On July 15, 2022, an internatonal group experts and researchers specializing in the study of religion and psychology held its annual academic researchers and experts to discuss various aspects of their work and exchange views. Participants discussed how religious cults affect mental health, social relations and politics.

The conference was opened by Didier Pachoud who presides the Group for the Study of Thought Movements for the Protection of the Individual (GEMPPI). Mr. Pachoud presented the activities of his group and discussed at length their efforts to help the victims of radical religious sects and their families and to prevent sectarian aberrations. Maxime Perrotin discussed his work on new religious movements in Asia-in South Korea and Japan. He focused his presentation on groups like the Unification Church of Sun Myung Moon, the Japan Games, the Reiyukai, the Ri Shoko Sekai and Soka Gakkai, more commonly called “Society for the Creation of Values”. Another presentation on Asian evil cult discussed the question of Falun Gong and The Church of Almighty God (Eastern Lighting).

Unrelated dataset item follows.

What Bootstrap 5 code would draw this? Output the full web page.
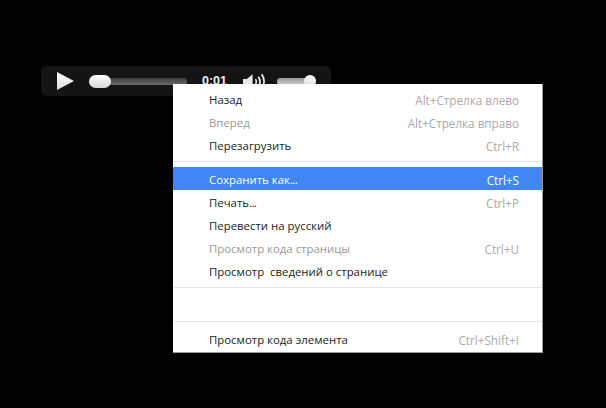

The speaker, Zoran Panics, discussed the destructive nature of both movements and exposed Falun Gong’s support for extreme-right groups in the United States. Professor Raphaëlle Auclert’s presentation centered The Order of the Solar Temple cult. The cult became tragically known in the 1990s, for five collective suicides in Switzerland and Canada. Dr. Konstantin Pokov discussed the psychological aspects of totalitarian sects influence and compared their influence to addiction. Olivier Rouot discussed the view of the Catholic Church on the rise of totalitarian sects and their impact on the institution of traditional family. Professor Roman Silantiev talked about the new applied science called “destructology” that studies destructive ideologies of both religious and secular nature.

The conference provided an interdisciplinary platform for researchers, practitioners and educators to present and discuss the most recent innovations, trends, and concerns as well as practical challenges encountered and solutions adopted in the fields of cults and sects’ studies.